We were pretty lucky on this trip with weather and snow conditions. Even though there were a lot of days of bad vis, we also got some windows of excellent weather, which cannot be taken for granted in this particular part of the world. More importantly, the snow never fell more than 5-10 cm in any one storm. Combine this with the warm temps, and we never had to deal with any storm slab problems. There were certainly some natural wetloose cycles happening, but we generally felt we were able to navigate in ways that limited our avalanche exposure to at most a few key moments per day.
We each brought at least 3500 cal/day (although Simeon didn’t count precisely) so we stayed quite well-fed, but did end up eating pretty much everything we budgeted each day. It would be interesting to see if taking a bit less food and planning to ration the last couple of days could make a noticeable difference in pack weight.
Foods that we brought too much of: powdered milk; onion flakes. Foods we wanted more of: Salt or salty chips etc. To add to dehydrated meals; candy bars. Foods with the best calorie-to-weight ratio: Olive oil (duh).
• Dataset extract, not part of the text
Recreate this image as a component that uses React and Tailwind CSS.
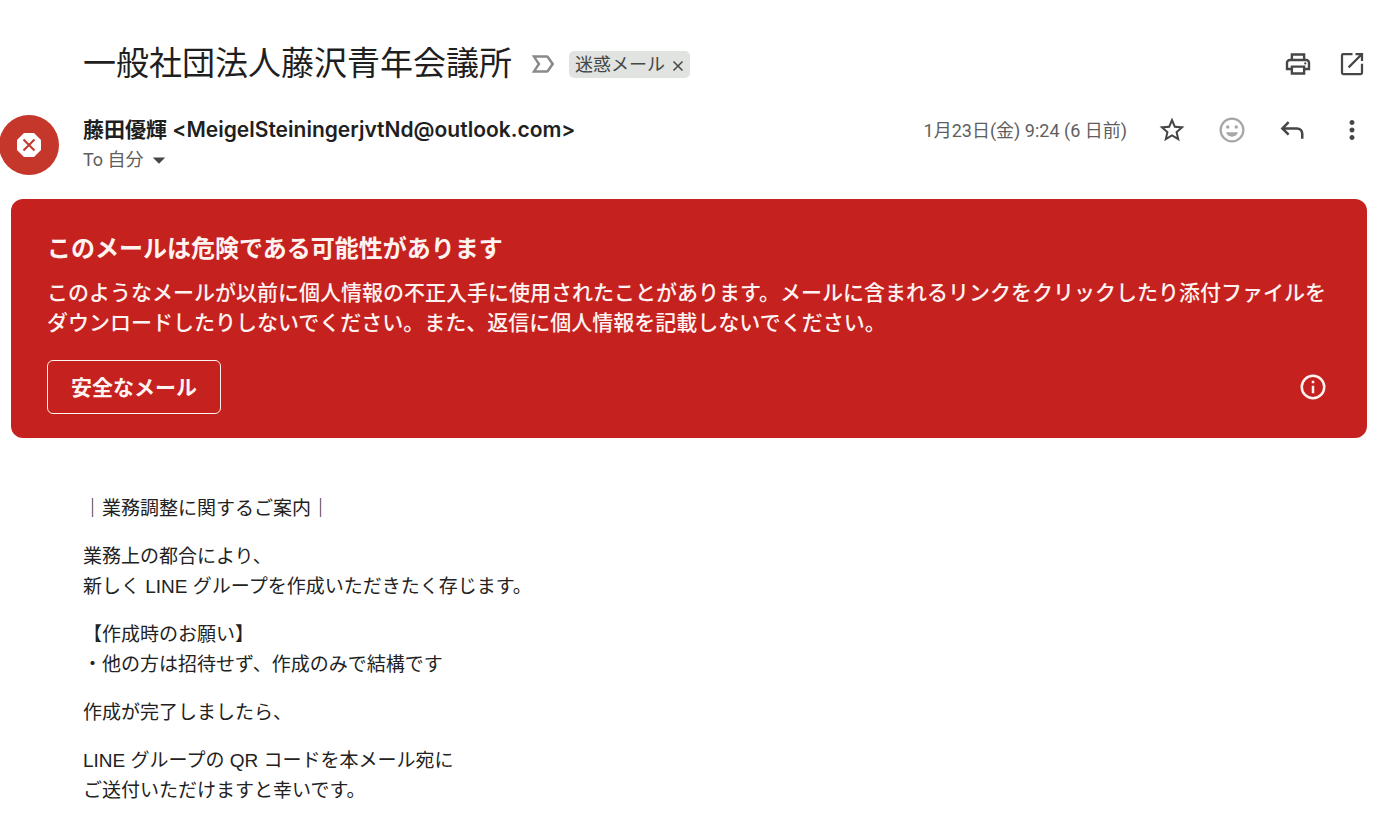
import React from 'react';
import { MdLabelImportantOutline, MdStarBorder, MdMoreVert, MdArrowDropDown } from 'react-icons/md';

const paragraphs = [
  ['｜業務調整に関するご案内｜'],
  ['業務上の都合により、', '新しく LINE グループを作成いただきたく存じます。'],
  ['【作成時のお願い】', '・他の方は招待せず、作成のみで結構です'],
  ['作成が完了しましたら、'],
  ['LINE グループの QR コードを本メール宛に', 'ご送付いただけますと幸いです。']
];

function PrintIcon() {
  return (
    <svg viewBox="0 0 24 24" className="size-[30px]" fill="none" stroke="currentColor" strokeWidth="1.9">
      <path d="M7.1 8.2V4.4h9.8v3.8" />
      <path d="M6.8 16H3.2v-5a2.200 2.200 0 0 1 2.200-2.200h13.200a2.200 2.200 0 0 1 2.200 2.200v5h-3.600" />
      <path d="M7.1 14.1h9.8v5.5H7.1z" />
      <circle cx="17.8" cy="11.5" r="0.9" fill="currentColor" stroke="none" />
    </svg>
  );
}

function OpenIcon() {
  return (
    <svg viewBox="0 0 24 24" className="size-[30px]" fill="none" stroke="currentColor" strokeWidth="1.8">
      <path d="M12.4 4H5a1 1 0 0 0-1 1v14a1 1 0 0 0 1 1h14a1 1 0 0 0 1-1v-7.200" />
      <path d="M14.800 4H20v5.500M20 4 9.300 14.700" />
    </svg>
  );
}

function SmileIcon() {
  return (
    <svg viewBox="0 0 24 24" className="size-[30px]" fill="currentColor">
      <circle cx="12" cy="12" r="9.1" fill="none" stroke="currentColor" strokeWidth="1.8" />
      <circle cx="8.6" cy="9.500" r="1.400" />
      <circle cx="15.400" cy="9.500" r="1.400" />
      <path d="M7.200 13.800h9.600c-.6 2.200-2.400 3.500-4.800 3.500s-4.200-1.300-4.800-3.500z" />
    </svg>
  );
}

function ReplyIcon() {
  return (
    <svg viewBox="0 0 24 24" className="size-[30px]" fill="none" stroke="currentColor" strokeWidth="2">
      <path d="M9.3 5.7 4.3 10.700l5 5" />
      <path d="M4.300 10.700H16a4.200 4.200 0 0 1 4.200 4.200V19" />
    </svg>
  );
}

function InfoIcon() {
  return (
    <svg viewBox="0 0 24 24" className="size-[30px]" fill="currentColor">
      <circle cx="12" cy="12" r="9" fill="none" stroke="currentColor" strokeWidth="2" />
      <path d="M11 7h2v2h-2zM11 11h2v6h-2z" />
    </svg>
  );
}

function Avatar() {
  return (
    <div className="-ml-px flex size-[60px] shrink-0 items-center justify-center rounded-full bg-[#c5372a]">
      <svg viewBox="0 0 24 24" className="size-6">
        <path d="M7 0h10l7 7v10l-7 7H7l-7-7V7z" fill="#fff" />
        <path d="m6.500 6.500 11 11M17.500 6.500l-11 11" stroke="#c5372a" strokeWidth="2" />
      </svg>
    </div>
  );
}

export default function App() {
  return (
    <main className="bg-white pt-10 font-['Roboto','Noto_Sans_CJK_JP',sans-serif] text-[#1f1f1f]" lang="ja">
      <header className="flex h-12 items-center pr-[21px] pl-[83px]">
        <h1 className="text-[33px] leading-[48px]">一般社団法人藤沢青年会議所</h1>
        <button className="ml-4 text-[#8a8a8a]" aria-label="重要">
          <MdLabelImportantOutline className="size-[30px]" />
        </button>
        <div className="ml-[11px] flex h-[27px] items-center rounded-[5px] bg-[#e1e3e1] px-1.5 text-[18px] leading-[27px] text-[#444746]">
          <span>迷惑メール</span>
          <button className="mt-1 ml-[7px]" aria-label="ラベルを削除">
            <svg viewBox="0 0 12 12" className="size-3" stroke="currentColor" strokeWidth="1.5">
              <path d="m1.500 1.500 9 9M10.500 1.500l-9 9" />
            </svg>
          </button>
        </div>
        <div className="ml-auto flex gap-6 text-[#444746]">
          <button aria-label="印刷"><PrintIcon /></button>
          <button aria-label="新しいウィンドウ"><OpenIcon /></button>
        </div>
      </header>

      <section className="mt-[27px] flex pr-[21px]">
        <Avatar />
        <div className="ml-6">
          <h2 className="font-['Inter','Noto_Sans_CJK_JP',sans-serif] text-[21px] leading-[30px] font-semibold">
            藤田優輝 &lt;MeigelSteiningerjvtNd@outlook.com&gt;
          </h2>
          <button className="flex items-center text-[18px] leading-[30px] text-[#5e5e5e]">
            To 自分
            <MdArrowDropDown className="size-[30px] text-[#444746]" />
          </button>
        </div>
        <div className="ml-auto flex h-[30px] items-center gap-[30px] text-[#444746]">
          <time className="text-[18px] text-[#5e5e5e]">1月23日(金) 9:24 (6 日前)</time>
          <button aria-label="スター"><MdStarBorder className="size-[30px]" /></button>
          <button className="text-[#a5a6a6]" aria-label="リアクション"><SmileIcon /></button>
          <button aria-label="返信"><ReplyIcon /></button>
          <button aria-label="その他"><MdMoreVert className="size-[30px]" /></button>
        </div>
      </section>

      <section className="mt-6 mr-[21px] ml-[11px] rounded-xl bg-[#c5221f] px-9 pt-8 pb-6 text-[#fff3f2]">
        <h3 className="text-2xl leading-9 font-bold">このメールは危険である可能性があります</h3>
        <p className="mt-[11px] text-[21px] leading-[30px] font-medium">
          このようなメールが以前に個人情報の不正入手に使用されたことがあります。メールに含まれるリンクをクリックしたり添付ファイルをダウンロードしたりしないでください。また、返信に個人情報を記載しないでください。
        </p>
        <div className="mt-[22px] flex items-center justify-between">
          <button className="h-[54px] rounded-md border border-[#fff3f2] px-[23px] pt-1 text-[21px] font-bold">安全なメール</button>
          <button className="flex size-9 items-center justify-center" aria-label="詳細"><InfoIcon /></button>
        </div>
      </section>

      <article className="mt-14 pl-[83px] font-['Liberation_Sans','Noto_Sans_CJK_JP',sans-serif] text-[19px] leading-[30px] text-[#222222]">
        {paragraphs.map((lines) => (
          <div key={lines[0]} className="mb-[18px] last:mb-0">
            {lines.map((line) => (
              <p key={line}>{line}</p>
            ))}
          </div>
        ))}
      </article>
    </main>
  );
}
* A note on peak names: The official BC topo maps identify Peak 2579 as ‘Mount Bigger’. However, these maps are notorious for placing official names, originally assigned to major peaks, onto less-significant peaks nearby. The Bivouac database (and the many other maps which have since referenced it) accepted the official location of the ‘Mt Bigger’ name, and also gave the name ‘Buckwell Peak’ to the 2721m peak nearby. However, we found a CAJ article that refers to Peak 2579 as being “6.5 km east-northeast of Mount Bigger”, implying that the ‘Mt Bigger’ name actually refers to the larger peak. For consistency, we will uniformly refer to the peaks by their Bivouac names.
Epic trip; great report!
Glad to hear the detail on this one! Stoked you sent
Mega!
So cool! Love seeing things in this neck of the woods!